First, Dike co-created and was the key DJ at Power Tools from 1985-87, held in the crumbling grandeur of the Park Plaza Hotel in downtown Los Angeles. Guests included Andy Warhol, Traci Lords, Joan Rivers and Pee-Wee Herman, and bands like Thelonious Monster, Fishbone, and a new rap act from New York City called Beastie Boys performed. Beasties’ contentious onstage meltdown brought a young sound designer named Mario Caldato, Jr. out of the crowd to offer the services of his superior sound system. Caldato would become an important part of the Delicious Vinyl creative braintrust as the label’s in-house engineer. “Without Mario we would have never gotten anything done,” Dike said years later.

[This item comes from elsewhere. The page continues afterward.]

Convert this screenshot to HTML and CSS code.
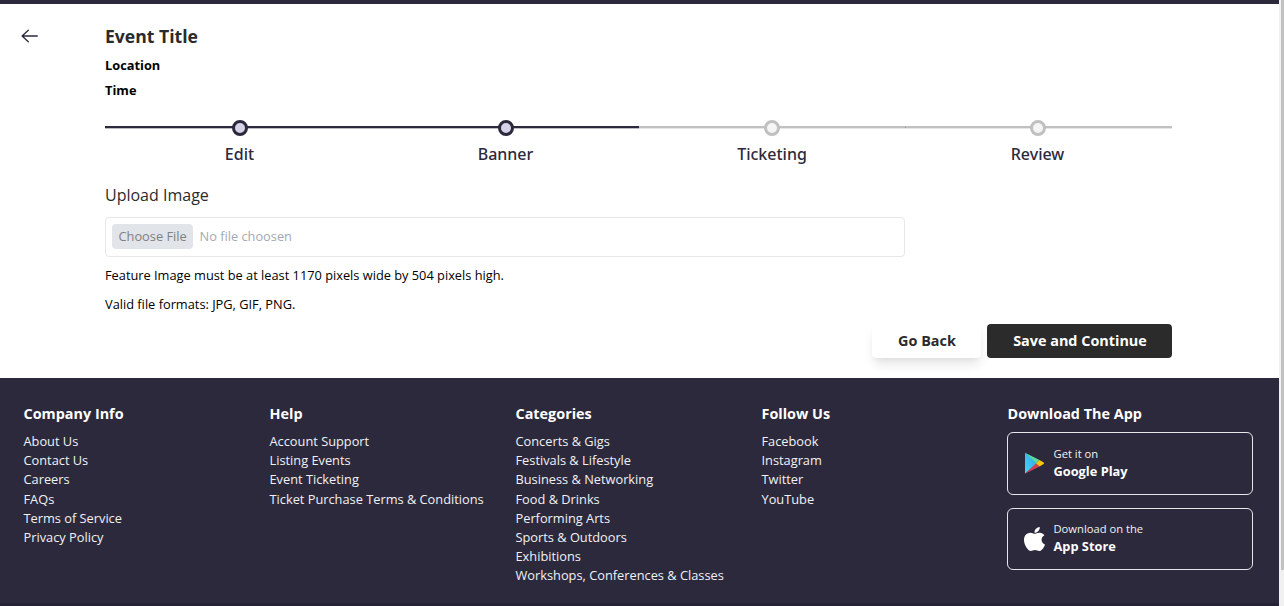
FILE: index.html
```html
<!DOCTYPE html>
<html lang="en">
<head>
<meta charset="utf-8">
<title>Event banner</title>
<link rel="stylesheet" href="styles.css">
</head>
<body>
<div class="window">
  <div class="page">
    <div class="topbar"></div>
    <main class="main">
      <a class="back" aria-label="Back">
        <svg width="18" height="14" viewBox="0 0 18 14" fill="none" stroke="#2c293d" stroke-width="1.3"><path d="M7.3 1.2 1.1 7l6.200 5.800M1.100 7H16.300" stroke-linecap="round" stroke-linejoin="round"/></svg>
      </a>
      <div class="content">
        <h1 class="title">Event Title</h1>
        <p class="meta">Location</p>
        <p class="meta">Time</p>
        <ol class="stepper">
          <li class="step done"><span class="track"><i class="dot"></i></span><span class="label">Edit</span></li>
          <li class="step done"><span class="track"><i class="dot"></i></span><span class="label">Banner</span></li>
          <li class="step"><span class="track"><i class="dot"></i></span><span class="label">Ticketing</span></li>
          <li class="step"><span class="track"><i class="dot"></i></span><span class="label">Review</span></li>
        </ol>
        <h2 class="upload-title">Upload Image</h2>
        <div class="file"><span class="choose">Choose File</span><span class="none">No file choosen</span></div>
        <p class="hint">Feature Image must be at least 1170 pixels wide by 504 pixels high.</p>
        <p class="hint">Valid file formats: JPG, GIF, PNG.</p>
        <div class="actions"><button class="btn light">Go Back</button><button class="btn dark">Save and Continue</button></div>
      </div>
    </main>
    <footer class="footer">
      <div class="col"><h3>Company Info</h3><a>About Us</a><a>Contact Us</a><a>Careers</a><a>FAQs</a><a>Terms of Service</a><a>Privacy Policy</a></div>
      <div class="col"><h3>Help</h3><a>Account Support</a><a>Listing Events</a><a>Event Ticketing</a><a>Ticket Purchase Terms &amp; Conditions</a></div>
      <div class="col"><h3>Categories</h3><a>Concerts &amp; Gigs</a><a>Festivals &amp; Lifestyle</a><a>Business &amp; Networking</a><a>Food &amp; Drinks</a><a>Performing Arts</a><a>Sports &amp; Outdoors</a><a>Exhibitions</a><a>Workshops, Conferences &amp; Classes</a></div>
      <div class="col"><h3>Follow Us</h3><a>Facebook</a><a>Instagram</a><a>Twitter</a><a>YouTube</a></div>
      <div class="col">
        <h3>Download The App</h3>
        <div class="store">
          <svg width="20" height="22" viewBox="-.5 -.3 20 22"><defs><linearGradient id="play" x1="1" x2="0" y1="0" y2="1"><stop offset="0" stop-color="#2aa8e8"/><stop offset="1" stop-color="#45d5f5"/></linearGradient></defs><path d="M.5.5V21.5L12.5 11Z" fill="url(#play)"/><path d="M.5.5 15 7.8 11.7 11Z" fill="#5bd9a0"/><path d="M.5 21.5 15 14.2 11.7 11Z" fill="#d23f52"/><path d="M15 7.6 19.2 10.3Q19.7 11 19.2 11.6L15 14.3 11.5 11Z" fill="#fdc50a"/></svg>
          <div class="store-text"><span>Get it on</span><b>Google Play</b></div>
        </div>
        <div class="store">
          <svg width="21" height="24" viewBox="4 32 376 448" preserveAspectRatio="none"><path fill="#fff" d="M318.7 268.7c-.2-36.700 16.400-64.400 50-84.800-18.800-26.900-47.200-41.700-84.700-44.600-35.500-2.800-74.300 20.700-88.500 20.700-15 0-49.400-19.700-76.400-19.700C63.300 141.200 4 184.800 4 273.500q0 39.300 14.400 81.200c12.800 36.700 59 126.700 107.200 125.200 25.200-.6 43-17.900 75.800-17.900 31.800 0 48.300 17.900 76.400 17.900 48.600-.7 90.400-82.500 102.600-119.300-65.200-30.700-61.700-90-61.700-91.900zm-56.600-164.200c27.300-32.400 24.800-61.900 24-72.500-24.100 1.400-52 16.400-67.900 34.900-17.500 19.800-27.800 44.300-25.600 71.900 26.100 2 49.900-11.400 69.500-34.300z"/></svg>
          <div class="store-text"><span>Download on the</span><b>App Store</b></div>
        </div>
      </div>
    </footer>
    <div class="footer-end"></div>
  </div>
  <div class="scrollbar"><div class="thumb"></div></div>
</div>
</body>
</html>
```
FILE: styles.css
```css
* { box-sizing: border-box; margin: 0; padding: 0; }
body { font-family: "Open Sans", "Noto Sans", sans-serif; font-size: 12.8px; line-height: 19.2px; color: #000; background: #fff; overflow: hidden; }
.window { display: flex; width: 1284px; height: 606px; }
.page { flex: 1; display: flex; flex-direction: column; }
.topbar { height: 4px; background: #2c293d; }
.main { display: flex; height: 374px; }
.back { width: 105px; padding: 25px 0 0 21px; }
.back svg { display: block; }
.content { width: 1067px; }
.title { font-size: 17.6px; line-height: 26px; font-weight: 700; color: #2b2b2b; margin-top: 19px; }
.meta { font-weight: 700; line-height: 19px; margin-top: 7px; }
.meta + .meta { margin-top: 6px; }
.stepper { list-style: none; display: grid; grid-template-columns: 267px 267px 266px 267px; margin-top: 20px; }
.step { --line: #c0c0c0; --soft: #e6e6e6; display: flex; flex-direction: column; align-items: center; }
.track { display: flex; justify-content: center; align-items: center; width: 100%; height: 16px; background: linear-gradient(var(--line) 2px, var(--soft) 2px) 0 6px / 100% 3px no-repeat; }
.dot { width: 16px; height: 16px; border: 3px solid var(--line); border-radius: 50%; background: #f5f5f5; }
.done { --line: #2c293d; --soft: #bdbcc5; }
.done .dot { background: #d6d3e8; }
.step:nth-child(1) .track { padding-left: 3px; }
.step:nth-child(2) .track { padding-left: 1px; }
.step:nth-child(4) .track { padding-right: 1px; background: linear-gradient(#999, #999) 0 7px / 1px 1px no-repeat, linear-gradient(var(--line) 2px, var(--soft) 2px) 0 6px / 100% 3px no-repeat; }
.step:nth-child(1) .label { padding-left: 2px; }
.step:nth-child(4) .label { padding-right: 2px; }
.label { font-family: "Noto Sans", "Open Sans", sans-serif; font-size: 16px; line-height: 24px; font-weight: 500; color: #2c293d; margin-top: 6px; }
.upload-title { font-size: 16px; line-height: 24px; font-weight: 400; color: #2b2b2b; margin-top: 17px; }
.file { display: flex; align-items: center; gap: 6.5px; width: 800px; height: 40px; margin-top: 10px; padding: 0 6px 2px; border: 1px solid #e5e7eb; border-radius: 4px; }
.choose, .none { height: 25px; line-height: 25px; }
.choose { background: #e1e4e8; color: #808080; border-radius: 4px; width: 81px; padding-left: 6.5px; white-space: nowrap; }
.none { color: #a3a9b5; }
.hint { margin-top: 9px; }
.hint + .hint { margin-top: 10px; }
.actions { display: flex; justify-content: flex-end; gap: 6px; margin-top: 10px; }
.btn { font: 700 14.4px/22px "Open Sans", sans-serif; height: 34px; border: 0; border-radius: 4px; text-align: center; padding-left: 1px; }
.light { width: 109px; background: #fff; color: #2b2b2b; box-shadow: 0 8px 12px -2px rgba(0, 0, 0, .1), 0 3px 5px -2px rgba(0, 0, 0, .06); }
.dark { width: 185px; background: #2b2b2b; color: #fff; }
.footer { flex: 1; display: grid; grid-template-columns: repeat(5, 246px); padding: 25px 0 0 23.5px; background: #2c293d; color: #f1f1f3; }
.footer-end { height: 3px; background: #252236; }
.col { display: flex; flex-direction: column; }
.col h3 { font-size: 14.4px; line-height: 21.6px; font-weight: 700; color: #fff; margin-bottom: 7.4px; }
.store { display: flex; align-items: center; gap: 9.5px; height: 63px; margin: 0 .5px 13px -.5px; padding-left: 16px; border: 1px solid #e5e7eb; border-radius: 6px; }
.store:last-child { height: 62px; gap: 8.5px; }
.store svg { flex: none; }
.store-text { display: flex; flex-direction: column; }
.store-text span { font-size: 11.2px; line-height: 16px; }
.store-text b { line-height: 19px; color: #fff; }
.scrollbar { width: 5px; background: #f1f1f1; padding-left: 2px; }
.thumb { height: 570px; background: #c1c1c1; }
```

After Dike and co-promoter Jon Sidel pulled the plug on Power Tools, Dike and Ross founded Delicious Vinyl in 1987. After producing Tone-Loc’s follow-up smash “Funky Cold Medina,” Dike and Ross had another million-selling single in Young MC’s “Bust A Move,” one of the most credible and endearing hip-hop songs to ever cross over to the upper echelon of the pop charts. The label released lauded, Afro-centric hip-hop albums by Def Jef, and realized Dike’s dream of adding a heavy rock act to the label by signing Masters Of Reality away from Rick Rubin’s Def American Recordings.
Dike then lent his sampling skills to Beastie Boys’ sophomore opus Paul’s Boutique (Capitol, 1989), abetted by the production work of Dust Brothers Mike Simpson and John King. Initially a commercial flop, Paul’s Boutique has been exonerated into lasting classic status. “The album was a complete and utter failure at the time,” Dike said in 2014. “It didn’t sell shit! But it got mind-blowing reviews, which I think is better for me in the long run.” The album is the last major release bearing Matt Dike’s production credit.
Matt Dike left Delicious Vinyl in 1992, relinquishing sole ownership to Michael Ross, who retains ownership to this day. Living in a mansion in Echo Park that allegedly once belonged to silent film star Fatty Arbuckle, Dike retreated from public life. Journalist Dan LeRoy, in his 33 1/3 book on Paul’s Boutique, noted that Dike had fallen so far from view that his surname was misspelled “Dyke” in the liner notes to Beastie Boys Anthology: Sounds of Science (released in 1999).
In recent years, Dike expressed surprise that the records he’d made years earlier have endured, and continue to delight new generations of music fans around the world. “It’s mind-blowing. I just wanted to have as much fun as possible!”
Matt Dike passed away at home after a brief illness, with his brother Lane and sister Vikyana at his side. He is survived by his siblings, and his nephew Matthew.